"no harm, no foul"
Monday, July 07, 2003
 
MORE ON MOVIES: While I’m at it, I saw “The Firm” recently, and I liked it – not as a “think” movie, but simply as an enjoyable chase/thriller movie. At the same time, there’s a conceit that gains prominence at the end of the movie, which I’m hoping must be intentionally comic.

The Tom Cruise character makes a big deal over the fact that he’s gotten the bad guys at The Firm without violating the attorney-client privilege because this, horror of horrors, could get him kicked out of the bar. First, there’s something incredibly selfish about this, as he puts his ability to practice law in the future, against getting the mob. I mean, which is the higher call? I know there’s something called professional responsibility, but our role morality is constrained by morality in general, and even derives from it.
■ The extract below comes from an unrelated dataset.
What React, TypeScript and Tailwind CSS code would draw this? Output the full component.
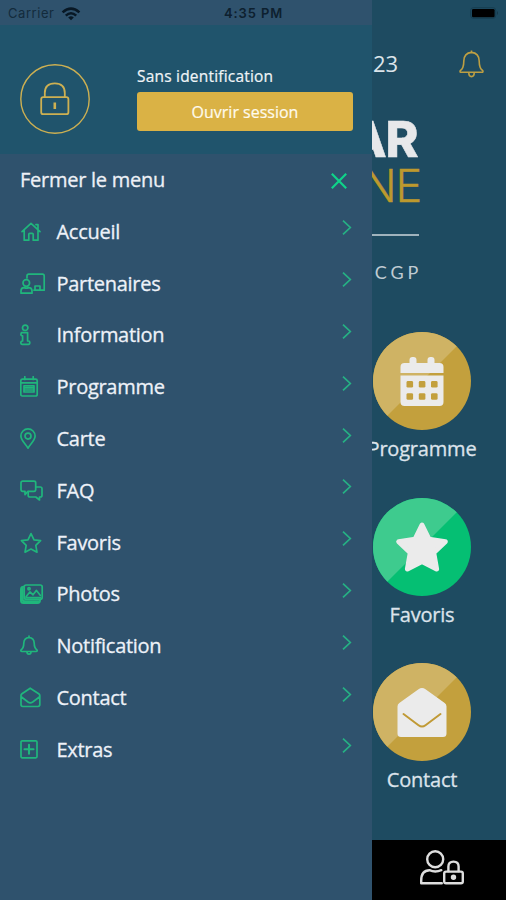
import React from 'react';

type IconName =
  | 'home' | 'partners' | 'info' | 'calendar' | 'pin' | 'chat'
  | 'star' | 'photos' | 'bell' | 'mail' | 'plus';

const STAR = 'M11 1.6 L14 7.8 L20.6 8.7 L15.8 13.4 L17 20.2 L11 17 L5 20.2 L6.2 13.4 L1.4 8.7 L8 7.8 Z';

const shapes: Record<IconName, React.ReactNode> = {
  home: (
    <path d="M2 10.6 L11 2.4 L20 10.6 M15.9 3.6 H18 V8.6 M4.2 9.2 V19.2 H8.8 V13.3 Q8.8 12.3 9.8 12.3 H12.2 Q13.2 12.3 13.2 13.3 V19.2 H18 V9.2" />
  ),
  partners: (
    <>
      <path d="M7 5 V3 Q7 1.2 8.8 1.2 H22.5 Q24.2 1.2 24.2 3 V17.2 H14 M15 17 V13 H20 V17" />
      <circle cx="6.3" cy="10" r="3.3" />
      <path d="M1 20.2 V18 Q1 14.6 4 14.6 Q6.5 15.5 8.6 14.6 Q12 14.6 12 18 V20.2 Z" />
    </>
  ),
  info: (
    <>
      <circle cx="5.2" cy="3.8" r="2.7" />
      <path d="M1.6 8.6 H7.6 V17 H8.4 Q9.8 17 9.8 18.6 Q9.8 20.4 8.4 20.4 H2.2 Q.8 20.4 .8 18.6 Q.8 17 2.6 17 V11.8 Q.9 11.8 .9 10.2 Q.9 8.6 2.2 8.6" />
    </>
  ),
  calendar: (
    <>
      <path d="M2.4 3.2 H15.6 Q17.2 3.2 17.2 4.8 V18.2 Q17.2 20 15.6 20 H2.4 Q.8 20 .8 18.2 V4.8 Q.8 3.2 2.4 3.2 Z M4.8 .7 V3.5 M13.2 .7 V3.5 M1 6.9 H17" />
      <path d="M4 9.8 H14 V16 H4 Z M4 11.9 H14 M4 14 H14" />
    </>
  ),
  pin: (
    <>
      <path d="M8 20.2 C6.8 17 .9 12.8 .9 8 A7.1 7.1 0 0 1 15.1 8 C15.1 12.8 9.2 17 8 20.2 Z" />
      <circle cx="8" cy="8.1" r="3" />
    </>
  ),
  chat: (
    <>
      <path d="M8 11.3 L5 14.6 V11.3 H2.7 Q1 11.3 1 9.6 V2.8 Q1 1.2 2.7 1.2 H14 Q15.7 1.2 15.7 2.8 V9.6 Q15.7 11.3 14 11.3 Z" />
      <path d="M15.7 7 H20.3 Q22 7 22 8.7 V15.4 Q22 17 20.3 17 H19.5 V20 L15.8 17 H10 Q8.2 17 8.2 15.4 V11.5" />
    </>
  ),
  star: <path d={STAR} />,
  photos: (
    <>
      <path d="M6.2 2 H20.2 Q22.2 2 22.2 4 V14.2 Q22.2 16.2 20.2 16.2 H6.2 Q4.2 16.2 4.2 14.2 V4 Q4.2 2 6.2 2 Z" />
      <path d="M4 3.8 Q1 3.8 1 6.2 V17.5 Q1 20 3.5 20 H17.5 Q20 20 20 17 M2.7 5.8 V16.4 Q2.7 18.2 4.8 18.2 H19" strokeWidth="2" />
      <path d="M6 13.8 L10 8.8 L13 11.8 L16.5 7.4 L20.4 12.4 M6 14.5 H20.4" />
      <circle cx="9" cy="5.8" r="1.1" />
    </>
  ),
  bell: (
    <>
      <path d="M9 1 V2.5 M9 2.5 Q4 3 3.8 8 Q3.8 13 1 15 Q.4 16.4 2 16.5 H16 Q17.6 16.4 17 15 Q14.2 13 14.2 8 Q14 3 9 2.5" />
      <path d="M7 17 Q7 19.2 9 19.2 Q11 19.2 11 17" />
    </>
  ),
  mail: (
    <path d="M1 8.6 Q1 7.5 2 6.8 L10.2 1.2 L18.7 6.8 Q19.8 7.5 19.8 8.6 V17.6 Q19.8 19.5 18 19.5 H2.8 Q1 19.5 1 17.6 Z M1.5 10 L8 15 Q10.3 16.6 12.7 15 L19.4 10" />
  ),
  plus: (
    <>
      <path d="M2.2 1.8 H15.8 Q17 1.8 17 3 V17.6 Q17 18.8 15.8 18.8 H2.2 Q1 18.8 1 17.6 V3 Q1 1.8 2.2 1.8 Z" />
      <path d="M9 5.8 V14.8 M4.5 10.3 H13.5" strokeWidth="2.1" />
    </>
  ),
};

const items: { icon: IconName; label: string }[] = [
  { icon: 'home', label: 'Accueil' },
  { icon: 'partners', label: 'Partenaires' },
  { icon: 'info', label: 'Information' },
  { icon: 'calendar', label: 'Programme' },
  { icon: 'pin', label: 'Carte' },
  { icon: 'chat', label: 'FAQ' },
  { icon: 'star', label: 'Favoris' },
  { icon: 'photos', label: 'Photos' },
  { icon: 'bell', label: 'Notification' },
  { icon: 'mail', label: 'Contact' },
  { icon: 'plus', label: 'Extras' },
];

function MenuRow({ icon, label }: { icon: IconName; label: string }) {
  return (
    <li className="flex h-[51.8px] items-center pl-[19.5px] pr-[20px]">
      <svg className="h-[22px] w-[26px] shrink-0 fill-none stroke-[#20b67c]" viewBox="0 0 26 22" strokeWidth="1.7" strokeLinejoin="round" strokeLinecap="round">
        {shapes[icon]}
      </svg>
      <span className="ml-[11px] grow text-[20px] leading-none tracking-[-0.28px] text-[#edf1f8] [-webkit-text-stroke:0.3px_#edf1f8]">{label}</span>
      <svg className="mb-[8px] h-[17px] w-[10px] fill-none stroke-[#26b184]" viewBox="0 0 10 17" strokeWidth="1.7">
        <path d="M1 1.6 L8.3 8.5 L1 15.4" />
      </svg>
    </li>
  );
}

function Tile({ label, green, children }: { label: string; green?: boolean; children: React.ReactNode }) {
  return (
    <div className="flex h-[165.5px] w-[140px] flex-col items-center">
      <svg className="h-[98px] w-[98px] shrink-0 rounded-full" viewBox="0 0 98 98">
        <rect width="98" height="98" fill={green ? '#05bf73' : '#c3a03d'} />
        <path d="M98 0 H0 V98 Z" fill={green ? '#3ecb8e' : '#cfb364'} />
        {children}
      </svg>
      <span className="mt-[9px] text-[20px] leading-[20px] tracking-[-0.2px] text-[#dce3eb] [-webkit-text-stroke:0.3px_#dce3eb]">{label}</span>
    </div>
  );
}

export default function App() {
  return (
    <div className="flex h-[900px] w-[506px] overflow-hidden bg-[#1e4b61] font-['Open_Sans','Noto_Sans',sans-serif]">
      <aside className="flex w-[372px] shrink-0 flex-col bg-[#2f526d]">
        <div className="flex h-[25px] items-center pl-[8px] pt-[2px] font-['Inter','Liberation_Sans',sans-serif] text-[13px] text-[#132b3c]">
          <span className="w-[48px] tracking-[0.55px]">Carrier</span>
          <svg className="ml-[5px] h-[14px] w-[20px] fill-none stroke-[#081825]" viewBox="0 0 20 14" strokeWidth="2.6">
            <path d="M1.6 5.4 Q10 -2.2 18.4 5.4 M4.8 8.6 Q10 3.9 15.2 8.6" />
            <path d="M7.2 10.4 Q10 8.2 12.8 10.4 L10 13.2 Z" fill="#081825" stroke="none" />
          </svg>
          <span className="ml-[143px] whitespace-nowrap font-semibold tracking-[0.9px] text-[#0d202f]">4:35 PM</span>
        </div>
        <header className="flex h-[129px] items-start bg-[#20546c] pl-[20px] pt-[39px]">
          <svg className="h-[70px] w-[70px] shrink-0 fill-none stroke-[#cdb052]" viewBox="0 0 70 70" strokeWidth="1.4">
            <circle cx="35" cy="35" r="34.2" />
            <path d="M24.8 33 V29 Q24.8 19.4 34.8 19.4 Q44.8 19.4 44.8 29 V33" strokeWidth="1.8" />
            <rect x="21.2" y="33.2" width="27.2" height="17" rx="2" strokeWidth="1.8" />
            <path d="M34.8 38.5 V45" strokeWidth="2.6" />
          </svg>
          <div className="ml-[47px] flex w-[216px] flex-col">
            <span className="pt-[3px] text-[15.5px] leading-[18px] tracking-[0.2px] text-[#f0f4f7] [-webkit-text-stroke:0.2px_#f0f4f7]">Sans identification</span>
            <button className="mt-[7px] h-[39px] rounded-[3px] bg-[#dab245] text-[16px] text-[#fffbed] [-webkit-text-stroke:0.2px_#fffbed]">Ouvrir session</button>
          </div>
        </header>
        <div className="flex h-[52px] items-center justify-between pl-[20px] pr-[25px]">
          <span className="text-[20px] leading-none tracking-[-0.26px] text-[#edf0f6] [-webkit-text-stroke:0.3px_#edf0f6]">Fermer le menu</span>
          <svg className="mt-[2px] h-[16px] w-[16px] stroke-[#0fd389]" viewBox="0 0 16 16" strokeWidth="2.2">
            <path d="M.8 .8 L15.2 15.2 M15.2 .8 L.8 15.2" />
          </svg>
        </div>
        <ul>
          {items.map((item) => <MenuRow key={item.label} {...item} />)}
        </ul>
      </aside>

      <main className="flex w-[134px] flex-col overflow-hidden">
        <div className="flex h-[26px] items-center justify-end pr-[7px]">
          <svg className="h-[12px] w-[29px]" viewBox="0 0 29 12">
            <rect x=".7" y=".7" width="25" height="10.6" rx="2.6" fill="none" stroke="#173e51" />
            <rect x="2" y="2" width="22.6" height="8.2" rx="1.3" />
            <path d="M27 4 Q29 6 27 8 Z" fill="#163748" />
          </svg>
        </div>
        <div className="flex h-[76px] items-center justify-between pl-[1px] pr-[22px]">
          <span className="mb-[2px] text-[22px] leading-none text-[#dce4ea]">23</span>
          <svg className="h-[28px] w-[25px] fill-none stroke-[#bd9f43]" viewBox="0 0 25 28" strokeWidth="1.6" strokeLinejoin="round">
            <path d="M12.5 .6 V2.5 M12.5 2.4 Q5 3 4.8 11 Q4.8 18.4 1.2 20.7 Q.6 22.3 2 22.3 H23 Q24.4 22.3 23.8 20.7 Q20.2 18.4 20.2 11 Q20 3 12.5 2.4" />
            <path d="M9.8 22.8 Q9.8 26.6 12.5 26.6 Q15.2 26.6 15.2 22.8" />
          </svg>
        </div>
        <div className="flex h-[229px] w-[47px] shrink-0 flex-col items-end whitespace-nowrap pt-[13px] font-['Inter','Liberation_Sans',sans-serif]">
          <span className="mr-[1.5px] text-[50px] font-extrabold leading-[48px] tracking-[-1.2px] text-[#e7e8ea] [-webkit-text-stroke:0.5px_#e7e8ea]">AR</span>
          <span className="mr-[-2px] text-[45px] font-light leading-[46px] tracking-[-1.2px] text-[#bd992e] [-webkit-text-stroke:0.3px_#bd992e]">NE</span>
          <span className="mt-[25px] h-[2px] w-[47px] shrink-0 bg-[#a0b3bd]" />
          <span className="mr-[-3px] mt-[26px] font-['Lato','Open_Sans',sans-serif] text-[18px] leading-[20px] tracking-[3.8px] text-[#c0ccd3]">CGP</span>
        </div>
        <div className="-ml-[20px] flex h-[509px] shrink-0 flex-col">
          <div className="h-[1px]" />
          <Tile label="Programme">
            <g fill="#ebebeb">
              <rect x="36.5" y="25" width="7" height="11" rx="3" />
              <rect x="54.5" y="25" width="7" height="11" rx="3" />
              <path d="M27.5 41 V35 Q27.5 31 31.5 31 H66.5 Q70.5 31 70.5 35 V41 Z M27.5 43.5 H70.5 V70 Q70.5 74 66.5 74 H31.5 Q27.5 74 27.5 70 Z" />
            </g>
            <g fill="#c3a03d">
              {[33.5, 45.8, 58].map((x) => [49, 61.2].map((y) => (
                <rect key={`${x}-${y}`} x={x} y={y} width="6.6" height="6.6" rx="1.4" />
              )))}
            </g>
          </Tile>
          <Tile label="Favoris" green>
            <path d="M49 27 L56 41.3 L72.3 43.7 L60.7 54.8 L63.6 71 L49 63.5 L34.4 71 L37.3 54.8 L25.7 43.7 L42 41.3 Z" fill="#ebebeb" stroke="#ebebeb" strokeWidth="5" strokeLinejoin="round" />
          </Tile>
          <Tile label="Contact">
            <path d="M24.5 43.5 Q24.5 41.3 26.3 40 L45.5 26.3 Q49 23.8 52.5 26.3 L71.7 40 Q73.5 41.3 73.5 43.5 V70.5 Q73.5 74 70 74 H28 Q24.5 74 24.5 70.5 Z" fill="#ebebeb" />
            <path d="M30.5 51 L45.5 62.2 Q49 64.8 52.5 62.2 L67.5 51" fill="none" stroke="#c09a36" strokeWidth="2" strokeLinecap="round" />
          </Tile>
        </div>
        <footer className="flex h-[60px] shrink-0 items-start bg-black pl-[47px] pt-[9px]">
          <svg className="h-[37px] w-[46px] fill-none stroke-[#dedede]" viewBox="0 0 46 37" strokeWidth="2.4" strokeLinejoin="round" strokeLinecap="round">
            <circle cx="16.2" cy="10.2" r="8" />
            <path d="M22.8 34.2 H2.2 V31.5 Q2.2 21.4 10.5 21.2 Q16.2 23.8 22.3 21.2" />
            <rect x="25.2" y="22.6" width="18.6" height="11.6" rx="1.8" />
            <path d="M29.4 22 V17.5 Q29.4 12.6 34.5 12.6 Q39.6 12.6 39.6 17.5 V22" />
            <circle cx="34.5" cy="28.2" r="1.5" fill="#dedede" />
          </svg>
        </footer>
      </main>
    </div>
  );
}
Second, Cruise is big on attorney client privilege, but he doesn’t stop short of committing all sorts of crimes – for example, he basically breaks into the offices of his other law partners and Xeroxes confidential information. And this is the least of it. He coerces the FBI into getting his brother out of prison (and along the way, does an illegal wire tap). Why are these laws unimportant in getting the bad guys, and attorney client privilege? And while we’re at it, can’t committing these sorts of crimes also get you disbarred? If this is right, the whole thing gets even more confusing – he’s selectively, and arbitrarily, choosing on which grounds he’s going to get disbarred.

What annoys me most about the concluding conceit (that he, despite everything, has upheld attorney-client privilege) is that the movie practically revels in characters who act outside, or just nearly outside, the law. We’re able to indulge, early on in the movies, in the exploits and the lavish lifestyle of the law partners who are willing to “bend the rules without breaking them” (and again: here the Cruise character goes in for this, without really flinching). And then at the end, we cheer the FBI as it bends the rules (e.g., getting the bad brother out of jail) in order to achieve justice. Part of the appeal of the movie is that it allows us to enjoy this fantasy of lawlessness, of being above the law, in pursuit of either base or noble ends.

Perhaps I’m being too picky about this, because perhaps we’re meant to see the Tom Cruise character as a complex figure, trying his best to negotiate the line between being lawful and being lawless. This may be. Still, at the end, we’re led to believe that he retains his initial purity of fidelity to the law and to the legal profession, the “promise” that drew his wife to him “even before they met.” Now, if Cruise had said, “We got them, and I did it without violating the attorney-client privilege,” and then both he and his wife burst out laughing – now that would have been the better ending., I think.